September 16, 2008 at 8:50 pm
dragonlife
You’ve been too pampered in Japan!
I know the feeling. Every time I go back to France, even for a short trip, I’m looking for anything truly Japanese in spite of living in Bourgogne.
Talk of being extravagant!
Take good care of yourself!
And expect more visits!
Cheers,
Robert-Gilles
(http://shizuokasake.wordpress.com/)
Madam says: Too pampered? What’s that?
September 17, 2008 at 6:32 am
Janet
Excellent post! Sounds like you found a purveyor to satisfy your cravings on a scale of moderately acceptable. If you check out Eden Plaza, let us know how it compares.

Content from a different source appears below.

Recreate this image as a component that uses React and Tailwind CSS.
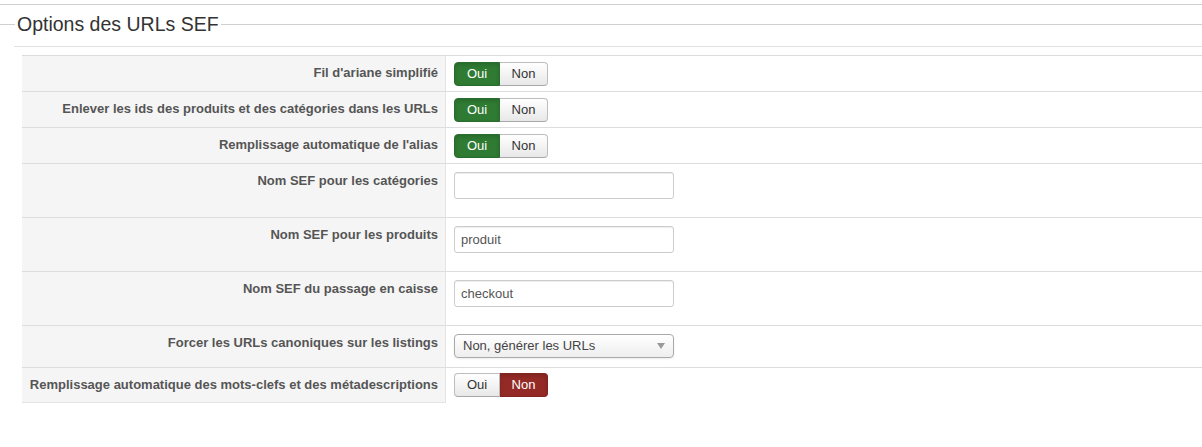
import { useState } from "react";

const Toggle = ({ value }) => {
    const yes = value === "oui";
    return (
        <div className="flex h-[24px] text-[13px] leading-[22px]">
            <button
                className={
                    yes
                        ? "w-[46px] rounded-l-[4px] border border-[#2a6b2e] bg-[#2f7b33] text-white shadow-[inset_0_2px_4px_rgba(0,0,0,0.15)]"
                        : "w-[46px] rounded-l-[4px] border border-[#bdbdbd] border-b-[#a8a8a8] bg-gradient-to-b from-white to-[#e8e8e8] text-[#333]"
                }
            >
                Oui
            </button>
            <button
                className={
                    yes
                        ? "w-[48px] rounded-r-[4px] border border-l-0 border-[#bdbdbd] border-b-[#a8a8a8] bg-gradient-to-b from-white to-[#e8e8e8] text-[#333]"
                        : "w-[48px] rounded-r-[4px] border border-l-0 border-[#82241f] bg-[#942a25] text-white shadow-[inset_0_2px_4px_rgba(0,0,0,0.15)]"
                }
            >
                Non
            </button>
        </div>
    );
};

const TextInput = ({ value }) => (
    <input
        type="text"
        defaultValue={value}
        className="block w-[220px] h-[27px] rounded-[3px] border border-[#cccccc] px-[6px] text-[13px] text-[#555] shadow-[inset_0_1px_1px_rgba(0,0,0,0.075)] outline-none"
    />
);

const Select = ({ value }) => (
    <div className="flex items-center justify-between w-[220px] h-[24px] rounded-[4px] border border-[#aaaaaa] bg-gradient-to-b from-white to-[#eeeeee] pl-[8px] pr-[8px] text-[13px] text-[#444] shadow-[0_1px_2px_rgba(0,0,0,0.08)]">
        <span>{value}</span>
        <svg width="8" height="6" viewBox="0 0 8 6">
            <path d="M0 0 L8 0 L4 6 Z" fill="#999" />
        </svg>
    </div>
);

const Row = ({ label, pad, last, children }) => (
    <div className="flex border-t border-[#dddddd]">
        <div
            className={`w-[424px] shrink-0 bg-[#f5f5f5] border-r border-[#e4e4e4] pr-[7px] pt-[8px] text-right text-[13px] leading-[18px] font-bold text-[#555] ${
                last ? "border-b" : ""
            }`}
        >
            {label}
        </div>
        <div className={`flex-1 pl-[8px] ${pad}`}>{children}</div>
    </div>
);

export default function App() {
    const [settings] = useState({
        breadcrumb: "oui",
        removeIds: "oui",
        autoAlias: "oui",
        autoMeta: "non",
    });

    return (
        <div className="w-[1202px] h-[447px] bg-white font-['Liberation_Sans',Arial,sans-serif]">
            <div className="h-[4px]" />
            <div className="border-t border-[#cfcfcf]" />

            {/* legend */}
            <div className="mt-[7px] flex h-[24px] items-center">
                <div className="w-[15px] h-px bg-[#d0d0d0]" />
                <span className="px-[2px] text-[19.5px] leading-[24px] text-[#333]">Options des URLs SEF</span>
                <div className="flex-1 h-px bg-[#d0d0d0]" />
            </div>
            <div className="ml-[14px] mt-[10px] border-t border-[#e2e2e2]" />

            <div className="ml-[22px] mt-[8px]">
                <Row label="Fil d'ariane simplifié" pad="pt-[6px] pb-[5px]">
                    <Toggle value={settings.breadcrumb} />
                </Row>
                <Row label="Enlever les ids des produits et des catégories dans les URLs" pad="pt-[6px] pb-[5px]">
                    <Toggle value={settings.removeIds} />
                </Row>
                <Row label="Remplissage automatique de l'alias" pad="pt-[6px] pb-[5px]">
                    <Toggle value={settings.autoAlias} />
                </Row>
                <Row label="Nom SEF pour les catégories" pad="pt-[8px] pb-[18px]">
                    <TextInput value="" />
                </Row>
                <Row label="Nom SEF pour les produits" pad="pt-[8px] pb-[18px]">
                    <TextInput value="produit" />
                </Row>
                <Row label="Nom SEF du passage en caisse" pad="pt-[8px] pb-[18px]">
                    <TextInput value="checkout" />
                </Row>
                <Row label="Forcer les URLs canoniques sur les listings" pad="pt-[8px] pb-[9px]">
                    <Select value="Non, générer les URLs" />
                </Row>
                <Row label="Remplissage automatique des mots-clefs et des métadescriptions" pad="pt-[5px] pb-[6px]" last>
                    <Toggle value={settings.autoMeta} />
                </Row>
            </div>
        </div>
    );
}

September 19, 2008 at 10:27 am
etsuko
Hi Madam! So happy to see you are doing well and getting around your neighborhood! I remember going to this type of teishoku place for dinner was such a treat in the US, like you say, even more than sushi, sometimes.
I was thinking about you in Kamakura yesterday….
September 25, 2008 at 8:54 pm
headbang8
You got it. My Japanese partner arrived in Munich three months ago, and he has only just now relented to eat local OK-but-not-great Japanese food.
And finding the groceries? The pickings are thin. http://www.japan-in-bayern.de/DE/japanisch/lebensmittel.html
The Mikado Pearl shop has an upstairs bit that sells Japanese groceries, crockery, and DVDs. A godsend for my partner, who can now find–wait for it–Kewpie Mayonnaise!